How to Avoid Bad Reflective Questions

How to Avoid Bad Reflective Questions


Some questions are meant to increase our awareness about where we are and encourage us to learn from our experience. However, the way a question is formulated can make a huge difference in what you get out of it. This is applicable both to asking the question as a trainer or asking the question from yourself when self-reflecting.

In fact, there is a class of such questions called reflections on past performance. Here, you will be introduced to these questions and will see how to formulate them correctly for the best results.

To start, consider the following questions:

 

Reflective Questions

  • “What would I have done differently if I could go back?”
  • “Knowing what I know now, if I go back to start all over again, what would I do?”
  • “If I know everything I know now and could come back as a 10 years old, what would I do?”

 

Analysis

Give them a try. Start thinking about your past and go back in time. Why did you make the decision to pursue a particular career? Why did you choose to study a particular field? What would have happened if you could avoid the argument with your boss the other week? How would it have been if you didn’t have to bring up children?

Now, ask yourself how you feel. Most probably you feel very negative. You are constantly regretting what you have done or trying hard to avoid accepting what you have done wrong. Generally, these “what if” questions will only make you feel bad about the past without helping your future. On the outset they look like valid reflective questions that will help you to understand yourself and learn from your experience. In reality, they only make you feel regretful.

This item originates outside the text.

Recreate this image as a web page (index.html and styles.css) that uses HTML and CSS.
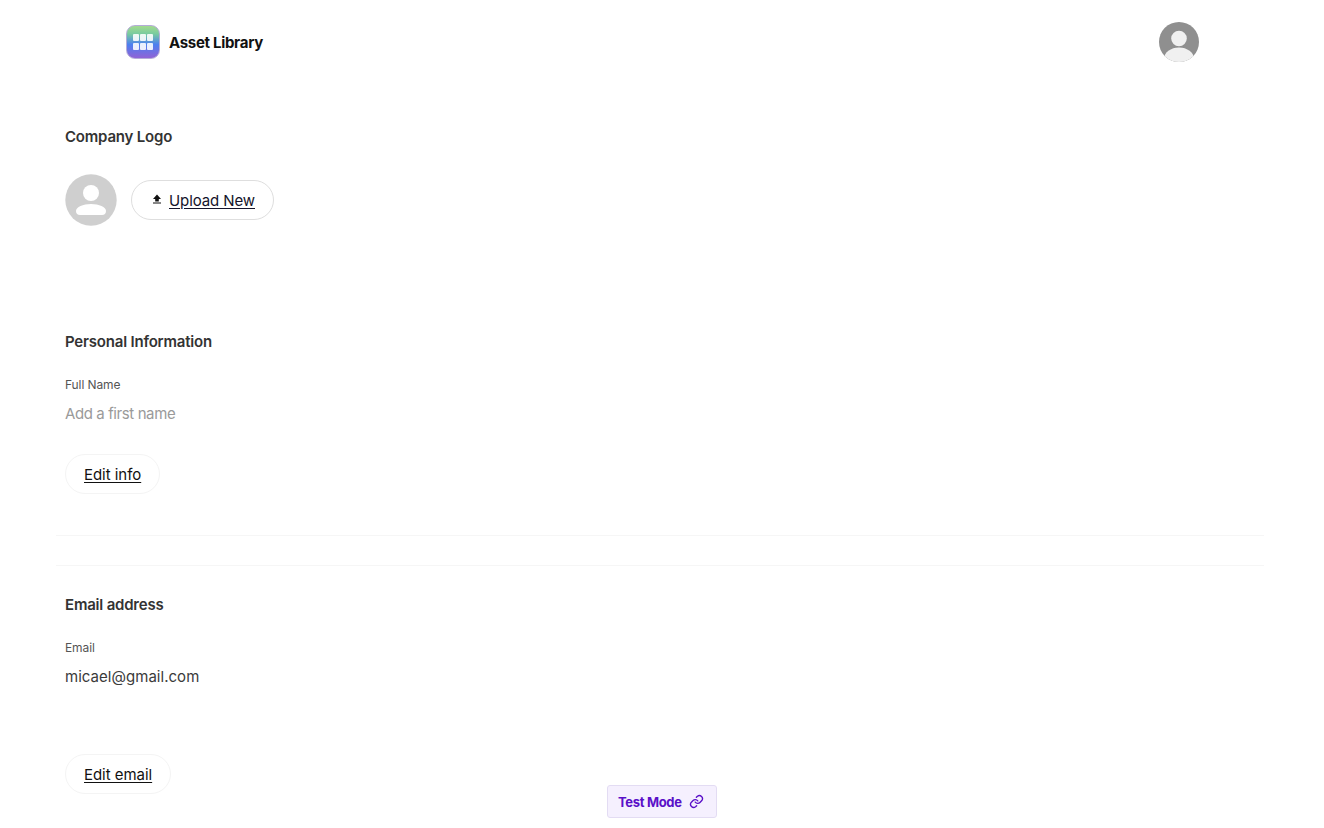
FILE: index.html
```html
<!DOCTYPE html>
<html lang="en">
<head>
  <meta charset="UTF-8" />
  <meta name="viewport" content="width=device-width, initial-scale=1.0" />
  <title>Asset Library</title>
  <link rel="stylesheet" href="styles.css">
</head>
<body>
  <header class="topbar">
    <div class="brand">
      <div class="brand-icon">
        <span></span><span></span><span></span><span></span><span></span><span></span>
      </div>
      <span class="brand-name">Asset Library</span>
    </div>
    <svg class="user-avatar" viewBox="0 0 40 40" aria-hidden="true">
      <defs>
        <clipPath id="avatarClip"><circle cx="20" cy="20" r="20" /></clipPath>
      </defs>
      <circle cx="20" cy="20" r="20" fill="#8f8f8f" />
      <g clip-path="url(#avatarClip)" fill="#f0f0f0">
        <circle cx="20" cy="16.500" r="7.800" />
        <ellipse cx="20" cy="37" rx="15" ry="11.500" />
      </g>
    </svg>
  </header>

  <main class="content">
    <section class="section logo-section">
      <h2>Company Logo</h2>
      <div class="logo-row">
        <svg class="logo-placeholder" viewBox="0 0 52 52" aria-hidden="true">
          <circle cx="26" cy="26" r="25.700" fill="#cfcfcf" />
          <circle cx="26" cy="19" r="8" fill="#fff" />
          <path d="M11 37c0-4 7-7 15-7s15 3 15 7c0 2.500-1.500 4-4 4H15c-2.500 0-4-1.500-4-4z" fill="#fff" />
        </svg>
        <a class="pill pill-upload" href="#">
          <svg class="upload-icon" viewBox="0 0 10 10" aria-hidden="true">
            <path d="M5 .5 9 5H6.800v2.400H3.200V5H1zM1 8.400h8v1.100H1z" fill="#111" />
          </svg>
          <span class="pill-text">Upload New</span>
        </a>
      </div>
    </section>

    <section class="section personal-section">
      <h2>Personal Information</h2>
      <div class="field-label">Full Name</div>
      <div class="field-value placeholder">Add a first name</div>
      <a class="pill pill-edit" href="#"><span class="pill-text">Edit info</span></a>
    </section>

    <hr class="divider divider-first">
    <hr class="divider divider-second">

    <section class="section email-section">
      <h2>Email address</h2>
      <div class="field-label">Email</div>
      <div class="field-value">micael@gmail.com</div>
      <a class="pill pill-edit pill-email" href="#"><span class="pill-text">Edit email</span></a>
    </section>
  </main>

  <div class="test-mode">
    <span>Test Mode</span>
    <svg viewBox="0 0 24 24" fill="none" stroke="#5a10c8" stroke-width="2.200" stroke-linecap="round" stroke-linejoin="round" aria-hidden="true">
      <path d="M10 13a5 5 0 0 0 7.500.5l3-3a5 5 0 0 0-7-7l-1.700 1.700" />
      <path d="M14 11a5 5 0 0 0-7.500-.5l-3 3a5 5 0 0 0 7 7l1.700-1.700" />
    </svg>
  </div>
</body>
</html>
```

FILE: styles.css
```css
* {
  box-sizing: border-box;
}

html, body {
  height: 100%;
}

body {
  margin: 0;
  background: #fff;
  color: #2b2b2b;
  font-family: 'Inter', 'Liberation Sans', sans-serif;
  overflow: hidden;
}

.topbar {
  display: flex;
  align-items: center;
  justify-content: space-between;
  height: 84px;
  padding: 0 125px 0 126px;
}

.brand {
  display: flex;
  align-items: center;
  gap: 9px;
}

.brand-icon {
  display: grid;
  grid-template-columns: repeat(3, 5.500px);
  grid-template-rows: repeat(2, 7px);
  gap: 1.500px;
  align-content: center;
  justify-content: center;
  width: 34px;
  height: 34px;
  border-radius: 9px;
  border: 1px solid #b4acd8;
  background: linear-gradient(180deg, #a3da8e 0%, #78cba0 25%, #4c7ff0 58%, #9063d6 100%);
}

.brand-icon span {
  background: rgba(255, 255, 255, 0.88);
  border-radius: 1px;
}

.brand-name {
  font-size: 15px;
  font-weight: 700;
  letter-spacing: -0.3px;
  color: #111;
}

.user-avatar {
  display: block;
  width: 40px;
  height: 40px;
}

.content {
  padding: 0 60px 0 56px;
}

.section {
  padding-left: 9px;
}

h2 {
  margin: 0;
  font-size: 15px;
  line-height: 20px;
  font-weight: 600;
  letter-spacing: -0.2px;
  color: #333;
}

.logo-section {
  padding-top: 43px;
  height: 248px;
}

.logo-row {
  display: flex;
  align-items: center;
  gap: 14px;
  margin-top: 27px;
}

.logo-placeholder {
  display: block;
  width: 52px;
  height: 52px;
}

.pill {
  display: inline-flex;
  align-items: center;
  height: 40px;
  border-radius: 20px;
  border: 1px solid #f4f4f4;
  color: #111;
  font-size: 15px;
  letter-spacing: -0.04px;
  text-decoration: none;
}

.pill-text {
  text-decoration: underline;
  text-underline-offset: 2px;
}

.pill-upload {
  gap: 7px;
  width: 143px;
  padding-left: 20px;
  border-color: #dedede;
  color: #14142b;
  letter-spacing: -0.1px;
}

.upload-icon {
  display: block;
  width: 10px;
  height: 10px;
  margin-top: -2px;
}

.pill-edit {
  width: 95px;
  padding-left: 18px;
  margin-top: 30px;
}

.pill-email {
  width: 106px;
  margin-top: 67px;
}

.field-label {
  margin-top: 25px;
  font-size: 12px;
  line-height: 16px;
  letter-spacing: -0.1px;
  color: #555;
}

.field-value {
  margin-top: 11px;
  font-size: 15px;
  line-height: 20px;
  letter-spacing: 0.03px;
  color: #3a3a3a;
}

.field-value.placeholder {
  color: #9a9a9a;
  letter-spacing: -0.4px;
}

.divider {
  height: 1px;
  margin: 0;
  border: 0;
  background: #f6f6f6;
}

.divider-first {
  margin-top: 41px;
}

.divider-second {
  margin-top: 29px;
}

.email-section {
  padding-top: 29px;
}

.test-mode {
  position: fixed;
  left: 607px;
  bottom: 10px;
  display: flex;
  align-items: center;
  gap: 7px;
  width: 110px;
  height: 33px;
  padding-left: 10px;
  background: #f5f0fe;
  border: 1px solid #e3dcf3;
  border-radius: 3px;
  color: #5a10c8;
  font-size: 13px;
  font-weight: 700;
  letter-spacing: -0.33px;
}

.test-mode svg {
  display: block;
  width: 15px;
  height: 15px;
}
```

Unfortunately, this style of questioning is very common and we all fall for it. Statements such as these come to our mind all the time, “What if I hadn’t done that?”, “What if I hadn’t said that”, “What if I had got the other job?”, “What if we had bought the other house?”

A particularly bad question is one such as “what if I could go back to being a child again so that I could do things differently?” The problem with this question is that it assumes you take back your current experience with you so that you can make a decision based on what you know now.

This doesn’t really help much as you didn’t have the experience you have now. You made a decision based on your previous experience and knowledge. There is no point to feel regretful now that you know better.

The only thing you should worry about is to make a mistake twice.

 

How to Improve

The wrong way to approach these questions is to try to avoid them altogether as unfortunately some experts suggest. This can be difficult as we are consummate decision makers and it is only natural to constantly question every single decision made. It is part of the process of improving decision making with the main aim to improve quality of life.

Hence, instead of trying to avoid such questions, aim to refocus the questions from past to future. Past is gone; all you have left is the future. By focusing on future and systematically formulating your questions with a bias on future, you will get a lot more out of your self-reflection.

Here are some examples.

 

Improved Questions

  • “Knowing what I know now, what would I do in the future?”
  • “Considering my decision to choose this job, what would I do differently when choosing a job again in the future?”
  • “Knowing what I have learned in the past 5 years of doing this business, what should I focus on in the next five years?”
  • “Now that I know what happens if I argue with my boss, how should I approach him the next time when there is an issue that needs to be raised?”

 

Conclusion

Remember, always aim to formulate your questions in a way that point you towards future actions, not what has happened already. Past is gone and will not be back again. All you should care about is the future.